Cuando mi madre llegó a casa, su sonrisa lo dijo todo. Lo demás fue el principio de una odisea. La imagen del prisma en la portada me conectó con un sin fin de pensamientos. Recordé mis clases de física en la secundaria, Issac Newton y los arcoiris que surcaban el horizonte bajo el volcán. Al abrir el celofán, un olor a disco nuevo brotó como si fuera incienso para este ritual. Durante unos minutos, no demasiados porque el ansia de escucharlo latía en mi ser, me quedé viendo el interior del album con las letras de las canciones. Sus títulos eran ya en sí provocaciones para la imaginación: “Speak to me”, “Breathe (in the air)”, “Eclipse”.

Pero todavía debí aguardar a que mis hermanas desocuparan el único tocadiscos que teníamos en casa, un Garrard modelo consola que daba toques (algo que podría ser metafórico, tratándose del rock clásico que estaba a punto de escuchar). Cuando finalmente logré hallar el momento para mi ceremonia, el palpitar de un corazón en la primera pieza y luego un grito reproduciéndose como en una oleada que tiene en la pintura de Edward Munch un símil poderoso, incendió mis adentros.
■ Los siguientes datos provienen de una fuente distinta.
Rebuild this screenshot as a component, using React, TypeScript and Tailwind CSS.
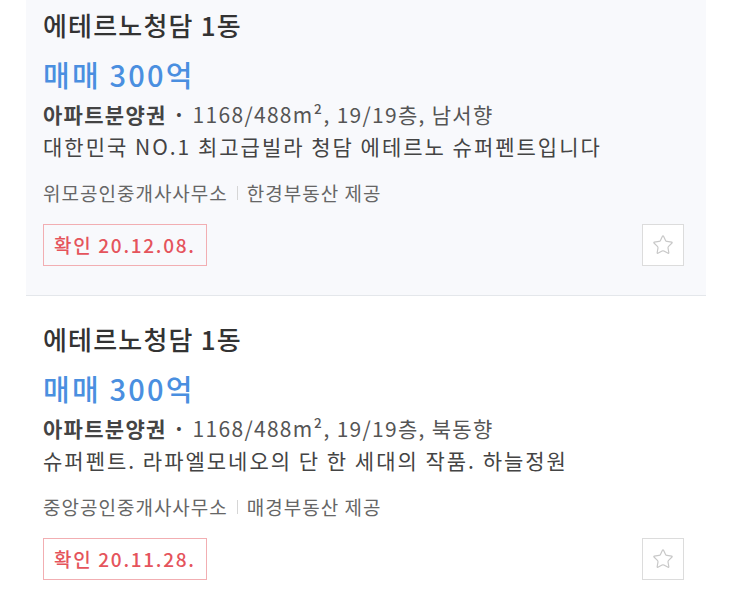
import { Star } from 'lucide-react';

type Listing = {
  name: string;
  price: string;
  spec: string;
  desc: string;
  agency: string;
  source: string;
  checked: string;
  highlight?: boolean;
};

const listings: Listing[] = [
  {
    name: '에테르노청담 1동',
    price: '매매 300억',
    spec: '1168/488m², 19/19층, 남서향',
    desc: '대한민국 NO.1 최고급빌라 청담 에테르노 슈퍼펜트입니다',
    agency: '위모공인중개사사무소',
    source: '한경부동산 제공',
    checked: '확인 20.12.08.',
    highlight: true,
  },
  {
    name: '에테르노청담 1동',
    price: '매매 300억',
    spec: '1168/488m², 19/19층, 북동향',
    desc: '슈퍼펜트. 라파엘모네오의 단 한 세대의 작품. 하늘정원',
    agency: '중앙공인중개사사무소',
    source: '매경부동산 제공',
    checked: '확인 20.11.28.',
  },
];

function ListingCard({ item }: { item: Listing }) {
  return (
    <div
      className={`border-b border-[#e4e7eb] pt-[27px] pb-[29px] pl-[17px] pr-[22px] ${
        item.highlight ? 'bg-[#f8f9fc]' : 'bg-white'
      }`}
    >
      <h2 className="text-[26px] leading-[32px] font-medium text-[#333] tracking-[1.2px]">{item.name}</h2>
      <p className="mt-[15px] text-[29px] leading-[36px] font-medium text-[#4a8fe0] tracking-[2.2px]">
        {item.price}
      </p>
      <p className="mt-[8px] text-[21px] leading-[28px] text-[#555] tracking-[1.3px]">
        <span className="font-bold text-[#444]">아파트분양권 · </span>
        {item.spec}
      </p>
      <p className="mt-[4px] text-[21px] leading-[28px] text-[#444] tracking-[2px]">{item.desc}</p>
      <p className="mt-[20px] flex items-center text-[19px] leading-[26px] text-[#666] tracking-[1px]">
        <span>{item.agency}</span>
        <span className="mx-[9px] h-[14px] w-px bg-[#d6d6d6]" />
        <span>{item.source}</span>
      </p>
      <div className="mt-[18px] flex items-center justify-between">
        <span className="flex h-[42px] items-center border border-[#f2aeb2] px-[10px] text-[19px] font-medium text-[#e5545c] tracking-[1.7px]">
          {item.checked}
        </span>
        <button className="flex h-[42px] w-[42px] items-center justify-center border border-[#dcdcdc] bg-white">
          <Star size={22} strokeWidth={1.3} className="text-[#c8c8c8]" />
        </button>
      </div>
    </div>
  );
}

export default function App() {
  return (
    <div className="min-h-screen overflow-hidden bg-white font-['Noto_Sans_CJK_KR','Noto_Sans',sans-serif]">
      <div className="ml-[26px] mt-[-18px] w-[680px]">
        {listings.map((item, i) => (
          <ListingCard key={i} item={item} />
        ))}
      </div>
    </div>
  );
}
No era fácil concentrarse en un entorno familiar donde todo estaba amontonado. Sin embargo, el poder de la música es capaz de llevarnos por abstracciones inauditas, y logré habitar El lado oscuro de la luna.
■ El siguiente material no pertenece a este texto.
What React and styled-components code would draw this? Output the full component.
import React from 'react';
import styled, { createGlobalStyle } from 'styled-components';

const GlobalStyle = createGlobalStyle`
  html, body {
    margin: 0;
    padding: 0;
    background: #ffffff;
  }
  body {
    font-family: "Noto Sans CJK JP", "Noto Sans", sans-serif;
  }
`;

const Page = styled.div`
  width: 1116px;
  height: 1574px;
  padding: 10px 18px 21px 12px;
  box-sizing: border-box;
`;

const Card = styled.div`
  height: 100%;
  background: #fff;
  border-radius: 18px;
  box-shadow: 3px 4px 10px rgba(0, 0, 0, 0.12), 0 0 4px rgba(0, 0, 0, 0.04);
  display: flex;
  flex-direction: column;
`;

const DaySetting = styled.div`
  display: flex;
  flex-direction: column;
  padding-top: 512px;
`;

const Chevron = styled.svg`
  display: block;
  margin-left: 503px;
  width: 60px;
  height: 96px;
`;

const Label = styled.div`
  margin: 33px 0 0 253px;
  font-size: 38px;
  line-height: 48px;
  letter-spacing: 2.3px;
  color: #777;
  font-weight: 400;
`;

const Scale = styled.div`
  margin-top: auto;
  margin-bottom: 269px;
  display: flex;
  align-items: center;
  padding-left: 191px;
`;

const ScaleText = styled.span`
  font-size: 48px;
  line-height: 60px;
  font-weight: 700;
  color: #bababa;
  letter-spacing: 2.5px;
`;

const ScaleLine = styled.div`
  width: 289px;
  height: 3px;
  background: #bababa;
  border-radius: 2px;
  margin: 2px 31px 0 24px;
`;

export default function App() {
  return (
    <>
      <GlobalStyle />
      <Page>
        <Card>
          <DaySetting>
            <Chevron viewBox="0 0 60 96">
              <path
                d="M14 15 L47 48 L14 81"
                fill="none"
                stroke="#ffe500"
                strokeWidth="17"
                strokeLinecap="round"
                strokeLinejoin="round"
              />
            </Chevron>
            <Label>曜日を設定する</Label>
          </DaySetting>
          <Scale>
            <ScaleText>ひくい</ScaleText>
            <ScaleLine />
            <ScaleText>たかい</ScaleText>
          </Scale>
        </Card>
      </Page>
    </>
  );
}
Hace poco vi un pequeño documental donde los integrantes de Pink Floyd recuerdan los días en que parieron The dark side of the moon. En su memoria, prevalece el gozo que les hizo llegar a ese momento de plenitud, que les hizo abrir puertas de la percepción. Escuchar su júbilo y saber el nivel al que llegaron con los reclamos ególatras que provocaron su separación, invoca una de esas inmensas carcajadas con el que el Demiurgo nos recuerda las debilidades humanas. Pero más allá de esa contradicción prevalece el lado luminoso de The dark side of the moon.